Y     Where would we be, after all, if Mary Wiese hadn’t, almost by the sheer strength of her faith and determination, willed us as a congregation into the 21st century? 

Y     Where would be if Jeanne Paschal hadn’t quietly and diligently assumed personal responsibility for maintaining the integrity of our collective memory? 

Y     Where would we be if Shirley Henderson hadn’t steadfastly attended to the quiet and relational work of everyday hospitality? 

Y     How much smaller would our view of the world be had Tom DeHaven not consistently and with his very person woven a connection through us to Ramsey Home up the street and Jackman Memorial Hospital on the other side of the globe? 

Y     How much blinder would we be to the value of small and seemingly insignificant acts of kindness and welcome and humor if Carl Bobenhouse had not moved effortlessly among us with a goofy hat and a handful of candy strawberries? 

Y     How much thicker and more careless would our thinking have remained had Kathleen Bullington not been among us asking challenging questions we hadn’t considered, and drawing new connections? 

Go on down the list – Jane Albaugh, and her journalist mind and heart for justice; Charlene Newberg and her diligent embodiment of shalom; Iola Washburn and her ever busy, ever generous hands; Elma McClelland, Helen Pritchard, Margaret Berkey and Ed Langwith.  Think how much smaller we would be in spirit and imagination and experience and grace had they not stretched and infused our discipleship with the breath of their life? 

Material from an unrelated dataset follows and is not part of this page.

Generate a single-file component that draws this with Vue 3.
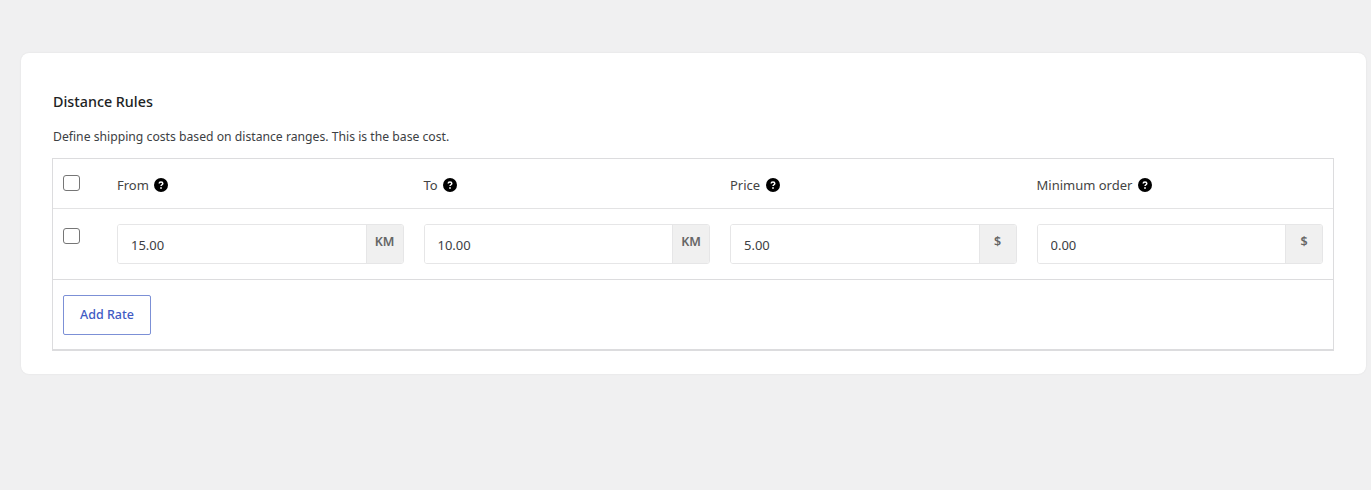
<script setup lang="ts">
interface Column {
  label: string
  value: string
  unit: string
}

const columns: Column[] = [
  { label: 'From', value: '15.00', unit: 'KM' },
  { label: 'To', value: '10.00', unit: 'KM' },
  { label: 'Price', value: '5.00', unit: '$' },
  { label: 'Minimum order', value: '0.00', unit: '$' }
]
</script>

<template>
  <div class="page">
    <section class="card">
      <h3 class="title">Distance Rules</h3>
      <p class="desc">Define shipping costs based on distance ranges. This is the base cost.</p>
      <table class="rules">
        <thead>
          <tr>
            <th class="check-cell"><input type="checkbox" class="check" /></th>
            <th v-for="col in columns" :key="col.label">
              <span class="head-label">
                {{ col.label }}
                <svg class="help" width="14" height="14" viewBox="0 0 14 14">
                  <circle cx="7" cy="7" r="7" fill="#000" />
                  <path d="M5.2 5.6c0-1 .8-1.6 1.8-1.6s1.8.6 1.8 1.5c0 1.3-1.8 1.2-1.8 2.6" fill="none" stroke="#fff" stroke-width="1.5" />
                  <rect x="6.2" y="9.2" width="1.6" height="1.6" fill="#fff" />
                </svg>
              </span>
            </th>
          </tr>
        </thead>
        <tbody>
          <tr>
            <td class="check-cell"><input type="checkbox" class="check row-check" /></td>
            <td v-for="col in columns" :key="col.label">
              <div class="field">
                <input class="field-input" type="text" :value="col.value" />
                <span class="unit">{{ col.unit }}</span>
              </div>
            </td>
          </tr>
        </tbody>
        <tfoot>
          <tr>
            <td colspan="5" class="foot">
              <button type="button" class="add-btn">Add Rate</button>
            </td>
          </tr>
        </tfoot>
      </table>
    </section>
  </div>
</template>

<style>
html,
body {
  background: #f0f0f1;
}
</style>

<style scoped>
.page {
  height: 490px;
  box-sizing: border-box;
  padding: 53px 5px 0 21px;
  background: #f0f0f1;
  font-family: 'Noto Sans', 'Open Sans', sans-serif;
  color: #202223;
}

.card {
  box-sizing: border-box;
  height: 321px;
  padding: 39px 32px 0 31px;
  background: #fff;
  border-radius: 8px;
  box-shadow: 0 0 2px rgba(0, 0, 0, 0.08);
}

.title {
  margin: 0 0 0 1px;
  font-size: 14.3px;
  line-height: 20px;
  font-weight: 500;
}

.desc {
  margin: 15px 0 0 1px;
  font-size: 12.2px;
  line-height: 20px;
  color: #3c4043;
}

.rules {
  width: 100%;
  margin-top: 11px;
  table-layout: fixed;
  border-collapse: separate;
  border-spacing: 0;
  border: 1px solid #dcdcde;
  border-bottom-width: 2px;
}

th,
td {
  box-sizing: border-box;
  padding: 0 10px;
  text-align: left;
  vertical-align: top;
  font-weight: 400;
}

th {
  height: 50px;
  vertical-align: middle;
  border-bottom: 1px solid #e3e3e4;
}

tbody td {
  height: 71px;
  padding-top: 15px;
  border-bottom: 1px solid #dcdcde;
}

.check-cell {
  width: 54px;
}

th.check-cell {
  padding-bottom: 2px;
}

.check {
  display: block;
  width: 17px;
  height: 16px;
  margin: 0;
  appearance: none;
  background: #fff;
  border: 1px solid #767676;
  border-radius: 3px;
}

.row-check {
  margin-top: 4px;
}

.head-label {
  display: inline-flex;
  align-items: center;
  gap: 5.5px;
  font-size: 13px;
  color: #444;
}

.help {
  flex-shrink: 0;
}

.field {
  display: flex;
  height: 40px;
  box-sizing: border-box;
  border: 1px solid #e6e6e7;
  border-radius: 3px;
  overflow: hidden;
}

.field-input {
  flex: 1;
  min-width: 0;
  padding: 1px 13px 0;
  border: 0;
  outline: 0;
  font: inherit;
  font-size: 13px;
  color: #3c4043;
  background: #fff;
}

.unit {
  width: 37px;
  padding-top: 8px;
  box-sizing: border-box;
  text-align: center;
  font-size: 12.5px;
  line-height: 17px;
  font-weight: 600;
  color: #666;
  background: #f0f0f0;
  border-left: 1px solid #e6e6e7;
}

.foot {
  height: 69px;
  padding-top: 15px;
}

.add-btn {
  display: block;
  width: 88px;
  height: 40px;
  padding: 0 0 2px;
  font: inherit;
  font-size: 12.5px;
  font-weight: 500;
  color: #3f5bc4;
  background: #fff;
  border: 1px solid #7c90d6;
  border-radius: 2px;
  cursor: pointer;
}
</style>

As it is, we stand in this present moment drawn inexorably and insatiably toward a holy future that has taken on color and shape and character precisely because they and so many others have stood in our past, imperfectly but determinedly pointing the way.  It isn’t hard to be grateful.

What their legacy is helping us comprehend is that it isn’t what is swirling around us that determines our character and direction – the obstacles and turns in the road; the slippery patches and dead ends – but rather what is welling inside of us – grounding us and informing us; animating us and reminding us who and whose we are.  And so it is that we stop what we are doing and give thanks – offering our own “saintly prayers” as it were; gratitude that is both obligation and sheer pleasure; prayers that ultimately turn to the lives of those little ones we named earlier, and countless other ones like them, who are looking to and learning from and depending on us, saying to them as did Paul:

… we pray for you all the time—pray that our God will make you fit for what he's called you to be, pray that he'll fill your good ideas and acts of faith with his own energy so that it all amounts to something. If your life honors the name of Jesus, he will honor you. Grace is behind and through all of this, our God giving himself freely, the Master, Jesus Christ, giving himself freely.

Prayers – of gratitude, and also intercession.  Prayers for those who have blessed our lives with theirs, and prayers for those we hope our lives will bless.  And prayers of awe for the grace that is behind and through it all.  Thanks be to God.  Amen.